What is required:
Which lines hold the string "React"? Copy every one of them.

Source material:
— begin —

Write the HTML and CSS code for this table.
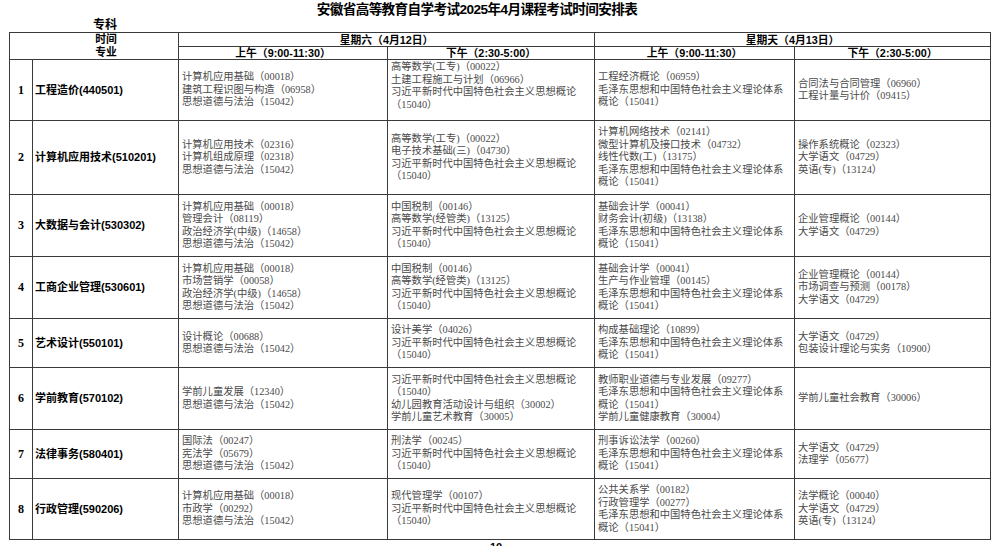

— end —
— begin —

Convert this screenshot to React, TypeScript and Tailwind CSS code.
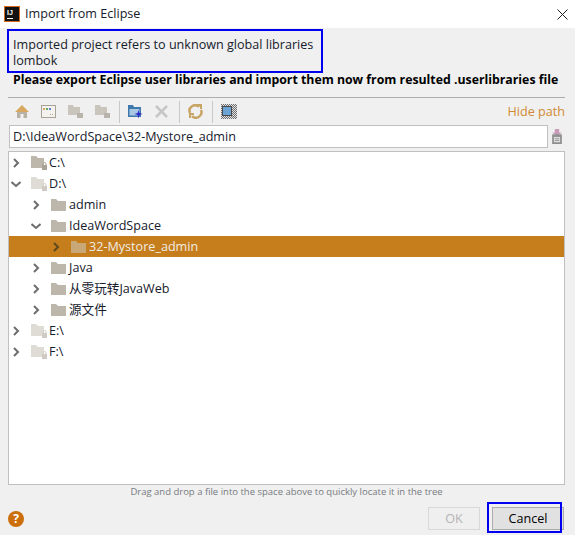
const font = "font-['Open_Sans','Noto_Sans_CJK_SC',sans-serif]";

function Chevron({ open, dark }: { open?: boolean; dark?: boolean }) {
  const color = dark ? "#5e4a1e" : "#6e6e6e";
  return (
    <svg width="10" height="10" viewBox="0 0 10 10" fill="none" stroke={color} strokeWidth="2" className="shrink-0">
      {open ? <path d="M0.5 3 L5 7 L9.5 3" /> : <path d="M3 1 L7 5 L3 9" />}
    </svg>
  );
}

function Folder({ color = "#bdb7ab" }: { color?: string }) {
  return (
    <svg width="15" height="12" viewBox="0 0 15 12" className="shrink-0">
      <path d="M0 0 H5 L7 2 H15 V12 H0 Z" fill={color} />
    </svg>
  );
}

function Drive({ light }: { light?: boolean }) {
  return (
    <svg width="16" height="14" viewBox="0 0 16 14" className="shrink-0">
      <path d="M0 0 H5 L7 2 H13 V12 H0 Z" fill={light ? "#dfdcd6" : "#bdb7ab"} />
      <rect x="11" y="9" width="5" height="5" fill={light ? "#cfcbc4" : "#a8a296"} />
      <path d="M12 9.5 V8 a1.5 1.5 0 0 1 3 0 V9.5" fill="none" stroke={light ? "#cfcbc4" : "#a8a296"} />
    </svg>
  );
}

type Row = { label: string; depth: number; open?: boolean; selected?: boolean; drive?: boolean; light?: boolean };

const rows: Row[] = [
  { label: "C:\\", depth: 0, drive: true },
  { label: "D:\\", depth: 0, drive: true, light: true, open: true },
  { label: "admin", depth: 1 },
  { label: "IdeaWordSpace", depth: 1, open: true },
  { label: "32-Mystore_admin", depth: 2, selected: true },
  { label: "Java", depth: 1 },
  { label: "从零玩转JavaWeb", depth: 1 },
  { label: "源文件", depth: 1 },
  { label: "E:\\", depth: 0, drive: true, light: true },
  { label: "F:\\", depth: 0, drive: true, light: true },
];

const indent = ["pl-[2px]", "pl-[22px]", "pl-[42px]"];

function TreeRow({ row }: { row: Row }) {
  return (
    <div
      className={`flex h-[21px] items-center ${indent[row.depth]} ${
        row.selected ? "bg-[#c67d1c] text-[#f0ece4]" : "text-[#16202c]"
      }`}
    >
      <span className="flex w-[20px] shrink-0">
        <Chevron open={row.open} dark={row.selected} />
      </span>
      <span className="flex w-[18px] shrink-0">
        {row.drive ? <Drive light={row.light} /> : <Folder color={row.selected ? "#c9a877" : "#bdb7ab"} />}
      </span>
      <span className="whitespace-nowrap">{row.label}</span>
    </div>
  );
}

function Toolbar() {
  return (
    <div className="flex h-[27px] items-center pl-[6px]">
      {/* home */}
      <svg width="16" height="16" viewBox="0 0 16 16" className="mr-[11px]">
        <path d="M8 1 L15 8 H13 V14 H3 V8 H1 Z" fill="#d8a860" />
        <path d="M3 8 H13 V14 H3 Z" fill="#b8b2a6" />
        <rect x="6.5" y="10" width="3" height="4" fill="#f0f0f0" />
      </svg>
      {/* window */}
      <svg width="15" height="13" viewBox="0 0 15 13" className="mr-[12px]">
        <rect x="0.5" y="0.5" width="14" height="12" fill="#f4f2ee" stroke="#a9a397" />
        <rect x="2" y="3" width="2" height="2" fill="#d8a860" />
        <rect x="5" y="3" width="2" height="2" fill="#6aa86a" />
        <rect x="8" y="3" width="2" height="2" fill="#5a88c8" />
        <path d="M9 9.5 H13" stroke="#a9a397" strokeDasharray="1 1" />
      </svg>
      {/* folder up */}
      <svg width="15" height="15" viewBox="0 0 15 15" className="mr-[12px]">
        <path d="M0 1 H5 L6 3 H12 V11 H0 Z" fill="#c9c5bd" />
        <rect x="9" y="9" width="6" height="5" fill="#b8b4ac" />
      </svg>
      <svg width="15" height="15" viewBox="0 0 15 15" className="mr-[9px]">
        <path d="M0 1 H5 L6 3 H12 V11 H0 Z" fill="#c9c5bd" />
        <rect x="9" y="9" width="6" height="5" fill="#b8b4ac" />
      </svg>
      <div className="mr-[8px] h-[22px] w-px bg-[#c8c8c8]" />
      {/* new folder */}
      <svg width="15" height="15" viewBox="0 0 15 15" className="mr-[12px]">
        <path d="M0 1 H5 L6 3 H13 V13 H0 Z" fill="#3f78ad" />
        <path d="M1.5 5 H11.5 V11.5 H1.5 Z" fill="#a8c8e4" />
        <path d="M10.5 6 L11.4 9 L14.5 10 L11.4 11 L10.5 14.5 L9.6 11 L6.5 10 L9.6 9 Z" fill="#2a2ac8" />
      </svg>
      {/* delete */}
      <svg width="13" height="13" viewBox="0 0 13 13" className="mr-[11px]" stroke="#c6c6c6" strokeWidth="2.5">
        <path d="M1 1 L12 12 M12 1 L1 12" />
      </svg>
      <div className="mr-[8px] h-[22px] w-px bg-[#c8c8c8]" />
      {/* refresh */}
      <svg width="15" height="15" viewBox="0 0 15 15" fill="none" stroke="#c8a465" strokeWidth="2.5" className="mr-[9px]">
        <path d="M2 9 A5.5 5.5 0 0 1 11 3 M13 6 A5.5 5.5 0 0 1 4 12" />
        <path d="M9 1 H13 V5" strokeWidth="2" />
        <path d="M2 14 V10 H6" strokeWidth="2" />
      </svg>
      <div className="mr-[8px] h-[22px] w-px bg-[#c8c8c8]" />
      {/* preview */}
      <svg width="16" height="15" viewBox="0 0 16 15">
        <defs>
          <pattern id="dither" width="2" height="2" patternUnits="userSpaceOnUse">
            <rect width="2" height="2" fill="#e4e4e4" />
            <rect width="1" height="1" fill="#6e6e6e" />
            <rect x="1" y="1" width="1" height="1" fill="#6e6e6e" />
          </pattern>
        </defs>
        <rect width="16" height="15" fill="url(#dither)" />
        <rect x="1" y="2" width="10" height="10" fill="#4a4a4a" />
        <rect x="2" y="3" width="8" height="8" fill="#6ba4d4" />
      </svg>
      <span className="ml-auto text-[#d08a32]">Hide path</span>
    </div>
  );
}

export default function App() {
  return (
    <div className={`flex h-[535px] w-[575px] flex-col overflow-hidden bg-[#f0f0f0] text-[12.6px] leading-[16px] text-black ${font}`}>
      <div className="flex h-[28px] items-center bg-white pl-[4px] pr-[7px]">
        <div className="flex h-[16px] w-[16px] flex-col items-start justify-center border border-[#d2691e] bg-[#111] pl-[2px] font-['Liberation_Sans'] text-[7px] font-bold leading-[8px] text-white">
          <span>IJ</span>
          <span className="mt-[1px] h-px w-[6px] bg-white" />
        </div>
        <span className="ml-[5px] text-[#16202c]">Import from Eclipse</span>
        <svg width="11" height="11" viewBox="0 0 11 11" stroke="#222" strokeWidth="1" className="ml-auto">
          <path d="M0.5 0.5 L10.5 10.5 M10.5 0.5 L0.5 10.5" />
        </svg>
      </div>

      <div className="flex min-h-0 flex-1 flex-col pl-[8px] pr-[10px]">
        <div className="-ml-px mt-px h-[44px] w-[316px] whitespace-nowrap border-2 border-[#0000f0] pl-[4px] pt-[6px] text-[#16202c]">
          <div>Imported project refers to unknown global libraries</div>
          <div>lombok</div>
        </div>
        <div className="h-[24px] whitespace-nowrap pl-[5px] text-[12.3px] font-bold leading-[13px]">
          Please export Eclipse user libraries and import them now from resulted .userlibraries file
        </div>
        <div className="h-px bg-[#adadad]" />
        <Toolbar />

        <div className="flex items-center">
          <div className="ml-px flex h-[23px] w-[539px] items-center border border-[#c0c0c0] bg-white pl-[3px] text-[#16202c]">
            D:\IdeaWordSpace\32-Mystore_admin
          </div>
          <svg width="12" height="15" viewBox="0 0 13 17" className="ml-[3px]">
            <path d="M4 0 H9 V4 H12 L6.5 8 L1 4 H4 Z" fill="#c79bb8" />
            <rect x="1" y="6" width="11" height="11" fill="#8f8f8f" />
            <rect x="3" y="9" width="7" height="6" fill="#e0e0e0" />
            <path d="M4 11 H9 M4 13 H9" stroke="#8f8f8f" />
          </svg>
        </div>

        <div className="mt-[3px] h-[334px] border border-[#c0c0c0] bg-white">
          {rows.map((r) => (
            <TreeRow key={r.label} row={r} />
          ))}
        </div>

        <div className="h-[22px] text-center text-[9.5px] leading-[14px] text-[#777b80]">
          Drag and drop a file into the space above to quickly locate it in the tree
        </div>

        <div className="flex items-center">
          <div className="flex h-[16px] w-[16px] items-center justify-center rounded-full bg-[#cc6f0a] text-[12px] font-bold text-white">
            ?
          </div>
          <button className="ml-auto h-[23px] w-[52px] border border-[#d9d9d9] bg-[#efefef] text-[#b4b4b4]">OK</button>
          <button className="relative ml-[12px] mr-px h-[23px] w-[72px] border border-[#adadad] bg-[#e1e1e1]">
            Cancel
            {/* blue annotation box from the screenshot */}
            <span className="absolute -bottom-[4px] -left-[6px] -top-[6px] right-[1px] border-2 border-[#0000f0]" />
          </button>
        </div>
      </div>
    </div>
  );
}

— end —
— begin —

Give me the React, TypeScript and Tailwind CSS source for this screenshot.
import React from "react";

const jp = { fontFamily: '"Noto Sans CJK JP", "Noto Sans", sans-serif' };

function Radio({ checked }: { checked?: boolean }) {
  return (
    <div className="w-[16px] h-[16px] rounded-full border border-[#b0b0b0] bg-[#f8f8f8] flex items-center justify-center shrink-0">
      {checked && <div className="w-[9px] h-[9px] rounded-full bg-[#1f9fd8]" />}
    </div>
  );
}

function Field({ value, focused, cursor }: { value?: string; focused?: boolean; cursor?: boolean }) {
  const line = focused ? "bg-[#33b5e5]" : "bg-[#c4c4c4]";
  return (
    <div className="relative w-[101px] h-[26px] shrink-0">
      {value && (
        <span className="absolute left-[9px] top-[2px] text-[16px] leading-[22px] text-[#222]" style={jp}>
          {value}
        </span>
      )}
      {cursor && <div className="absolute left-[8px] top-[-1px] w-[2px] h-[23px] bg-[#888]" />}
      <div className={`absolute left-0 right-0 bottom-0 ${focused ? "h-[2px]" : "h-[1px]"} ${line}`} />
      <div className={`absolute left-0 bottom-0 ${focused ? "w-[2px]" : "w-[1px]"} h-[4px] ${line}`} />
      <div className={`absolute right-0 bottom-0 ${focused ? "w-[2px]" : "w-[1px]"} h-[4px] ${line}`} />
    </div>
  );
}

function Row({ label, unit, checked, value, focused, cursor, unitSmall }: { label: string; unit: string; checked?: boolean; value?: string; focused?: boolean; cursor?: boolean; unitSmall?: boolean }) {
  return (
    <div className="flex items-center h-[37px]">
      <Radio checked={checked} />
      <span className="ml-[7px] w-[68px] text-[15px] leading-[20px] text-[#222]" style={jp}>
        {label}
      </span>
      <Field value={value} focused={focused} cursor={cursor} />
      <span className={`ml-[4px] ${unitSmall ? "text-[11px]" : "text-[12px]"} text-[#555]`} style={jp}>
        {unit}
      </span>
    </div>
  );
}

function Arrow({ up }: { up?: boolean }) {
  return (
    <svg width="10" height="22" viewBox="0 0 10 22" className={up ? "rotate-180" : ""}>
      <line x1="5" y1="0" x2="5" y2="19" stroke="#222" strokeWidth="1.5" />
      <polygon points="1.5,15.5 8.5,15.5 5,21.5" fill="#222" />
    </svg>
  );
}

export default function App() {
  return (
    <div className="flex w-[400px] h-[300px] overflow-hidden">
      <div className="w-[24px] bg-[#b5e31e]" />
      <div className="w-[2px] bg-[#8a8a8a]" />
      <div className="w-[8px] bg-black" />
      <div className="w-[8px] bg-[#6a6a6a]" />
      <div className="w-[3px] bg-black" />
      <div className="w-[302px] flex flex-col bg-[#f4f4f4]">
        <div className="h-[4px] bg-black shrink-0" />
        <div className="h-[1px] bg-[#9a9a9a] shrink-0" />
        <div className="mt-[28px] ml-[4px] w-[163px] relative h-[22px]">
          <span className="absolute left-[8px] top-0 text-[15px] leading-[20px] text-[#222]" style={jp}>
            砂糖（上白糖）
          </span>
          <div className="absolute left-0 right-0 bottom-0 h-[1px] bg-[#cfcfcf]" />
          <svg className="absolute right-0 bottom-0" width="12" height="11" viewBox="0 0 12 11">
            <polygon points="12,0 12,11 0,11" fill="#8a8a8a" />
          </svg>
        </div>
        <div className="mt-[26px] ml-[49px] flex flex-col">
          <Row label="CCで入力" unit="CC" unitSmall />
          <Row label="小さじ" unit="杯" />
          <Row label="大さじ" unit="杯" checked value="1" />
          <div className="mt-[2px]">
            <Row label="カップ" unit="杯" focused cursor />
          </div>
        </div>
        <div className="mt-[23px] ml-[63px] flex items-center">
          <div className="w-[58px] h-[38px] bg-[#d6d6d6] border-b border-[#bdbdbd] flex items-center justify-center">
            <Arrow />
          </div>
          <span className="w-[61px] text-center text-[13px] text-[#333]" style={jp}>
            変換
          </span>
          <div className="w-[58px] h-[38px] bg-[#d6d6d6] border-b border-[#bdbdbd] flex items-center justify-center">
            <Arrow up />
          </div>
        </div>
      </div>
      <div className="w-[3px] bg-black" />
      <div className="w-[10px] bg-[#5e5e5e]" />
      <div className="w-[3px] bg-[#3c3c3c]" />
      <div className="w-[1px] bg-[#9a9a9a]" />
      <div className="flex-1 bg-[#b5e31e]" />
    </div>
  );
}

— end —

Reply:
Convert this screenshot to React, TypeScript and Tailwind CSS code.
Give me the React, TypeScript and Tailwind CSS source for this screenshot.
import React from "react";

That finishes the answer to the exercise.